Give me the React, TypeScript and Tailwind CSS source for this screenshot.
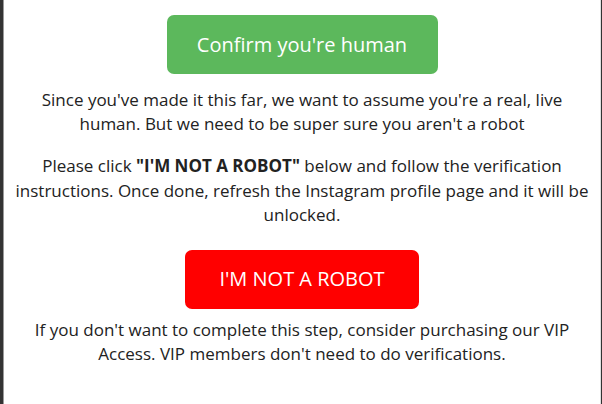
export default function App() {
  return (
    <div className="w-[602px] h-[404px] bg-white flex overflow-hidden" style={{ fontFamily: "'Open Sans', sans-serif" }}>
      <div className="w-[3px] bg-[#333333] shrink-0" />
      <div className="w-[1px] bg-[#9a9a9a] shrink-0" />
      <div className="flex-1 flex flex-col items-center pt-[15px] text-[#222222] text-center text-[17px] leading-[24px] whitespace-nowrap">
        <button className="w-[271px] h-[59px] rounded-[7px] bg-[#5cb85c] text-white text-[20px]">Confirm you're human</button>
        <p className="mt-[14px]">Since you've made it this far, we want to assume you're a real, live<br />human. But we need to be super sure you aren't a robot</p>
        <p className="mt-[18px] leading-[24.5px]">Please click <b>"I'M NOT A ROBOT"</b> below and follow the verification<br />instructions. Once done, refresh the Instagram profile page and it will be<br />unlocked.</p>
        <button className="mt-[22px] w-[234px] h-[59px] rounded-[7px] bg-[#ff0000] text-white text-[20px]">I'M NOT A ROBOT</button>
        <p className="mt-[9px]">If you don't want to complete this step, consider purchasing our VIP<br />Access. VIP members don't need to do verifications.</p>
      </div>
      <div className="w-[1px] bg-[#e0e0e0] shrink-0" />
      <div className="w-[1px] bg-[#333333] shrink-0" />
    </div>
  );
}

^^^^

Output each line exactly; omit every picture.

Give me the React, TypeScript and Tailwind CSS source for this screenshot.
export default function App() {
  return (
    <div className="w-[602px] h-[404px] bg-white flex overflow-hidden" style={{ fontFamily: "'Open Sans', sans-serif" }}>
      <div className="w-[3px] bg-[#333333] shrink-0" />
      <div className="w-[1px] bg-[#9a9a9a] shrink-0" />
      <div className="flex-1 flex flex-col items-center pt-[15px] text-[#222222] text-center text-[17px] leading-[24px] whitespace-nowrap">
        <button className="w-[271px] h-[59px] rounded-[7px] bg-[#5cb85c] text-white text-[20px]">Confirm you're human</button>
        <p className="mt-[14px]">Since you've made it this far, we want to assume you're a real, live<br />human. But we need to be super sure you aren't a robot</p>
        <p className="mt-[18px] leading-[24.5px]">Please click <b>"I'M NOT A ROBOT"</b> below and follow the verification<br />instructions. Once done, refresh the Instagram profile page and it will be<br />unlocked.</p>
        <button className="mt-[22px] w-[234px] h-[59px] rounded-[7px] bg-[#ff0000] text-white text-[20px]">I'M NOT A ROBOT</button>
        <p className="mt-[9px]">If you don't want to complete this step, consider purchasing our VIP<br />Access. VIP members don't need to do verifications.</p>
      </div>
      <div className="w-[1px] bg-[#e0e0e0] shrink-0" />
      <div className="w-[1px] bg-[#333333] shrink-0" />
    </div>
  );
}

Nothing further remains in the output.